**What you need to do**
Find how many lines hold the word "this" and give that number only.

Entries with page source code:

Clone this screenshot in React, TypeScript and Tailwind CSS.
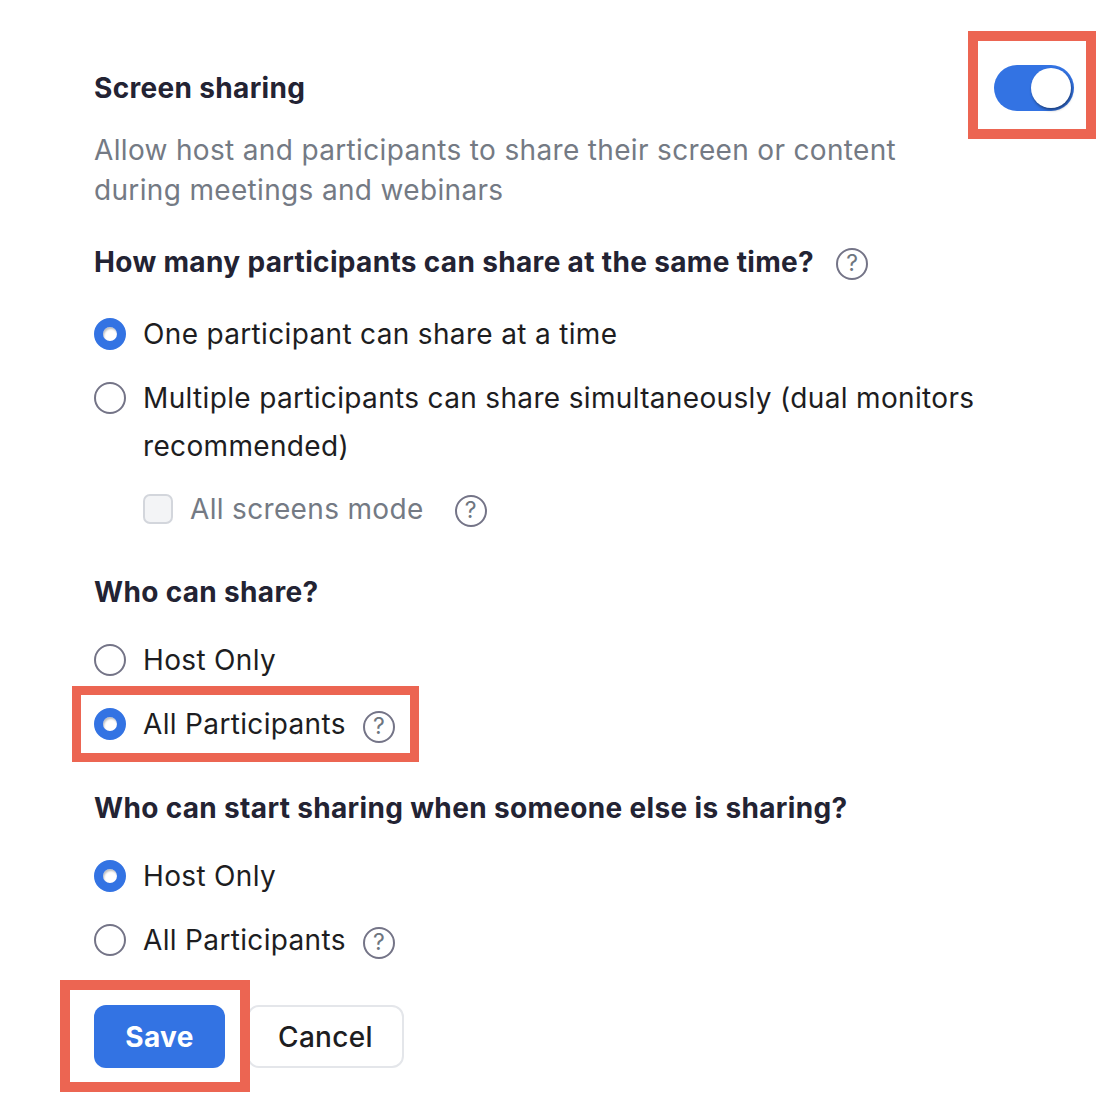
import type { ReactNode } from "react";

// Zoom-style screen sharing settings panel with red callout boxes.

function Help() {
  return (
    <span className="flex h-[32px] w-[32px] shrink-0 items-center justify-center rounded-full border-2 border-[#747487] pb-[1px] text-[23px] font-normal leading-none tracking-normal text-[#6e7680]">
      ?
    </span>
  );
}

function Radio({ checked }: { checked?: boolean }) {
  return checked ? (
    <span className="h-[32px] w-[32px] shrink-0 rounded-full border-[9px] border-[#3373e3] bg-white shadow-[inset_1px_2px_2px_rgba(0,0,0,0.25)]" />
  ) : (
    <span className="h-[32px] w-[32px] shrink-0 rounded-full border-2 border-[#747487] bg-white" />
  );
}

function Option({
  checked,
  help,
  children,
}: {
  checked?: boolean;
  help?: boolean;
  children: ReactNode;
}) {
  return (
    <div className="flex items-start">
      <div className="flex h-[48px] items-center">
        <Radio checked={checked} />
      </div>
      <div className="ml-[17px] flex items-center text-[28px] leading-[48px] text-[#1d1d21]">
        <span>{children}</span>
        {help && (
          <span className="ml-[17px] mt-[6px]">
            <Help />
          </span>
        )}
      </div>
    </div>
  );
}

function Callout({ className }: { className: string }) {
  return <div className={`pointer-events-none absolute border-[#ec6552] ${className}`} />;
}

export default function App() {
  return (
    <div
      className="h-[1102px] w-[1096px] overflow-hidden bg-white pl-[94px] pt-[70px] tracking-[0.021em]"
      style={{ fontFamily: "Inter, 'Noto Sans', sans-serif" }}
    >
      <div className="flex h-[36px] items-center justify-between pr-[22px]">
        <h2 className="text-[28px] font-bold leading-[36px] text-[#232333]">Screen sharing</h2>
        <div className="relative">
          <div className="flex h-[46px] w-[80px] items-center justify-end rounded-full bg-[#3373e3] pr-[3px]">
            <span className="h-[40px] w-[40px] rounded-full bg-white shadow-[1px_2px_3px_rgba(0,0,0,0.45)]" />
          </div>
          <Callout className="-bottom-[28px] -left-[26px] -right-[22px] -top-[34px] border-[10px]" />
        </div>
      </div>

      <p className="mt-[24px] w-[820px] text-[28px] leading-[40px] text-[#747a84]">
        Allow host and participants to share their screen or content during meetings and webinars
      </p>

      <div className="mt-[34px] flex h-[36px] items-center">
        <h3 className="text-[28px] font-bold leading-[36px] text-[#232333]">
          How many participants can share at the same time?
        </h3>
        <span className="ml-[22px] mt-[4px]">
          <Help />
        </span>
      </div>

      <div className="mt-[30px] flex flex-col gap-[16px]">
        <Option checked>One participant can share at a time</Option>
        <div className="w-[910px]">
          <Option>Multiple participants can share simultaneously (dual monitors recommended)</Option>
        </div>
      </div>

      <div className="ml-[49px] mt-[15px] flex h-[48px] items-center">
        <span className="h-[30px] w-[30px] rounded-[7px] border-2 border-[#d3d6dc] bg-[#f3f4f6]" />
        <span className="ml-[17px] text-[28px] text-[#747a84]">All screens mode</span>
        <span className="ml-[31px] mt-[4px]">
          <Help />
        </span>
      </div>

      <h3 className="mt-[41px] text-[28px] font-bold leading-[36px] text-[#232333]">Who can share?</h3>

      <div className="mt-[26px] flex flex-col gap-[16px]">
        <Option>Host Only</Option>
        <div className="relative self-start">
          <Option checked help>
            All Participants
          </Option>
          <Callout className="-bottom-[14px] -left-[22px] -right-[24px] -top-[14px] border-[9px]" />
        </div>
      </div>

      <h3 className="mt-[42px] text-[28px] font-bold leading-[36px] text-[#232333]">
        Who can start sharing when someone else is sharing?
      </h3>

      <div className="mt-[26px] flex flex-col gap-[16px]">
        <Option checked>Host Only</Option>
        <Option help>All Participants</Option>
      </div>

      <div className="mt-[41px] flex items-center gap-[22px]">
        <div className="relative">
          <button className="h-[63px] w-[131px] rounded-[12px] bg-[#3373e3] text-[28px] font-bold text-white">
            Save
          </button>
          <Callout className="-bottom-[24px] -left-[34px] -right-[25px] -top-[25px] border-[10px]" />
        </div>
        <button className="h-[63px] w-[157px] rounded-[12px] border-2 border-[#e4e6ea] bg-white text-[28px] font-medium text-[#1d1d21]">
          Cancel
        </button>
      </div>
    </div>
  );
}
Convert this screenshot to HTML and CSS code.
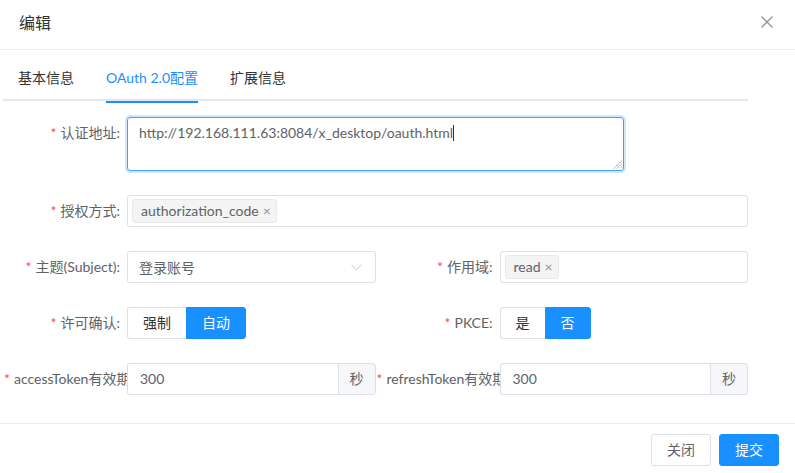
FILE: index.html
```html
<!DOCTYPE html>
<html lang="zh-CN">
<head>
<meta charset="utf-8">
<link rel="stylesheet" href="styles.css">
</head>
<body>
<div class="dialog">
  <div class="dlg-header">
    <span class="dlg-title">编辑</span>
    <svg class="dlg-close" width="12" height="12" viewBox="0 0 12 12"><path d="M0.5 0.5 L11.5 11.5 M11.5 0.5 L0.5 11.5" stroke="#909399" stroke-width="1.3" fill="none"/></svg>
  </div>
  <div class="dlg-body">
    <div class="tabs">
      <div class="tab">基本信息</div>
      <div class="tab active">OAuth 2.0配置</div>
      <div class="tab">扩展信息</div>
    </div>
    <div class="form">
      <div class="row">
        <div class="item full">
          <label class="lbl"><span class="req">*</span>认证地址:</label>
          <div class="ctl">
            <div class="textarea">http://192.168.111.63:8084/x_desktop/oauth.html<span class="caret"></span>
              <svg class="grip" width="9" height="9" viewBox="0 0 9 9"><path d="M8.5 1 L1 8.5 M8.5 4 L4 8.5 M8.5 7 L7 8.5" stroke="#555" stroke-width="1" stroke-dasharray="1 1" fill="none"/></svg>
            </div>
          </div>
        </div>
      </div>
      <div class="row">
        <div class="item full">
          <label class="lbl"><span class="req">*</span>授权方式:</label>
          <div class="ctl">
            <div class="input tags"><span class="tag">authorization_code<span class="tag-x">×</span></span></div>
          </div>
        </div>
      </div>
      <div class="row">
        <div class="item">
          <label class="lbl"><span class="req">*</span>主题(Subject):</label>
          <div class="ctl">
            <div class="input select">登录账号
              <svg class="arrow" width="11" height="7" viewBox="0 0 11 7"><path d="M0.5 0.8 L5.5 5.8 L10.5 0.8" stroke="#c0c4cc" stroke-width="1" fill="none"/></svg>
            </div>
          </div>
        </div>
        <div class="item">
          <label class="lbl"><span class="req">*</span>作用域:</label>
          <div class="ctl">
            <div class="input tags"><span class="tag">read<span class="tag-x">×</span></span></div>
          </div>
        </div>
      </div>
      <div class="row">
        <div class="item">
          <label class="lbl"><span class="req">*</span>许可确认:</label>
          <div class="ctl">
            <div class="radio-group"><span class="rb w59">强制</span><span class="rb on w60">自动</span></div>
          </div>
        </div>
        <div class="item">
          <label class="lbl"><span class="req">*</span>PKCE:</label>
          <div class="ctl">
            <div class="radio-group"><span class="rb w45">是</span><span class="rb on w46">否</span></div>
          </div>
        </div>
      </div>
      <div class="row">
        <div class="item">
          <label class="lbl clip"><span class="req">*</span>accessToken有效期:</label>
          <div class="ctl">
            <div class="input-group"><span class="ig-in">300</span><span class="ig-append">秒</span></div>
          </div>
        </div>
        <div class="item">
          <label class="lbl clip"><span class="req">*</span>refreshToken有效期:</label>
          <div class="ctl">
            <div class="input-group"><span class="ig-in">300</span><span class="ig-append">秒</span></div>
          </div>
        </div>
      </div>
    </div>
  </div>
  <div class="dlg-footer">
    <span class="btn">关闭</span>
    <span class="btn primary">提交</span>
  </div>
</div>
</body>
</html>
```
FILE: styles.css
```css
* { box-sizing: border-box; }
html, body { margin: 0; padding: 0; background: #fff; }
body {
  font-family: "Lato", "Noto Sans CJK SC", sans-serif;
  font-size: 14px;
  color: #606266;
  width: 795px;
  height: 473px;
  overflow: hidden;
}
.dialog { width: 795px; height: 473px; display: flex; flex-direction: column; }
.dlg-header {
  height: 50px;
  border-bottom: 1px solid #ebeef5;
  display: flex;
  align-items: center;
  justify-content: space-between;
  padding: 0 22px 0 19px;
}
.dlg-title { font-size: 16px; color: #303133; line-height: 20px; margin-top: -4px; }
.dlg-close { display: block; margin-top: -5px; }
.dlg-body { padding: 10px 0 0 3px; flex: 1; }
.tabs {
  width: 745px;
  height: 41px;
  border-bottom: 2px solid #e4e7ed;
  display: flex;
  padding-left: 15px;
  gap: 32px;
}
.tab {
  height: 41px;
  line-height: 36px;
  font-size: 14px;
  color: #303133;
  position: relative;
}
.tab.active { color: #1890ff; }
.tab.active::after {
  content: "";
  position: absolute;
  left: 0; right: 0; bottom: -2px;
  height: 2px;
  background: #1890ff;
}
.form { width: 745px; padding-top: 16px; }
.row { display: flex; margin-bottom: 24px; }
.item { display: flex; width: 50%; }
.item.full { width: 100%; }
.lbl {
  width: 124px;
  flex: none;
  text-align: right;
  padding-right: 7px;
  line-height: 32px;
  font-size: 14px;
  color: #606266;
  white-space: nowrap;
}
.lbl.clip { overflow: hidden; text-align: left; padding-left: 1px; padding-right: 0; }
.req { color: #ff4949; margin-right: 4px; }
.ctl { flex: 1; min-width: 0; }
.textarea {
  position: relative;
  width: 80%;
  height: 54px;
  border: 1px solid #409eff;
  box-shadow: 0 0 0 2px rgba(24,144,255,0.2);
  border-radius: 3px;
  padding: 3px 11px;
  line-height: 24px;
  color: #606266;
  white-space: nowrap;
}
.caret { display: inline-block; width: 1px; height: 16px; background: #303133; vertical-align: -3px; }
.grip { position: absolute; right: 1px; bottom: 1px; }
.input {
  height: 32px;
  border: 1px solid #dcdfe6;
  border-radius: 3px;
  display: flex;
  align-items: center;
  padding: 0 4px;
  position: relative;
}
.select { padding: 0 11px; color: #606266; }
.arrow { position: absolute; right: 13px; top: 12px; }
.tag {
  height: 24px;
  line-height: 22px;
  background: #f4f4f5;
  border: 1px solid #e9e9eb;
  border-radius: 3px;
  padding: 0 5px 0 8px;
  color: #606266;
  font-size: 14px;
  display: inline-flex;
  align-items: center;
}
.tag-x { color: #909399; margin-left: 4px; font-size: 14px; }
.radio-group { display: flex; height: 32px; }
.rb {
  height: 32px;
  line-height: 30px;
  text-align: center;
  border: 1px solid #dcdfe6;
  font-size: 14px;
  color: #303133;
}
.rb:first-child { border-radius: 3px 0 0 3px; border-right: none; }
.rb:last-child { border-radius: 0 3px 3px 0; }
.rb.on { background: #1890ff; border-color: #1890ff; color: #fff; }
.w59 { width: 59px; } .w60 { width: 60px; }
.w45 { width: 45px; } .w46 { width: 46px; }
.input-group { display: flex; height: 32px; }
.ig-in {
  flex: 1;
  border: 1px solid #dcdfe6;
  border-right: none;
  border-radius: 3px 0 0 3px;
  line-height: 30px;
  padding: 0 12px;
  color: #606266;
}
.ig-append {
  width: 38px;
  border: 1px solid #dcdfe6;
  border-radius: 0 3px 3px 0;
  background: #f5f7fa;
  text-align: center;
  line-height: 30px;
  color: #606266;
}
.dlg-footer {
  height: 50px;
  border-top: 1px solid #ebeef5;
  display: flex;
  justify-content: flex-end;
  align-items: flex-start;
  gap: 8px;
  padding: 10px 16px 0 0;
}
.btn {
  width: 60px;
  height: 32px;
  line-height: 30px;
  text-align: center;
  border: 1px solid #dcdfe6;
  border-radius: 3px;
  color: #606266;
  font-size: 14px;
}
.btn.primary { background: #1890ff; border-color: #1890ff; color: #fff; }
```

**Final result**
2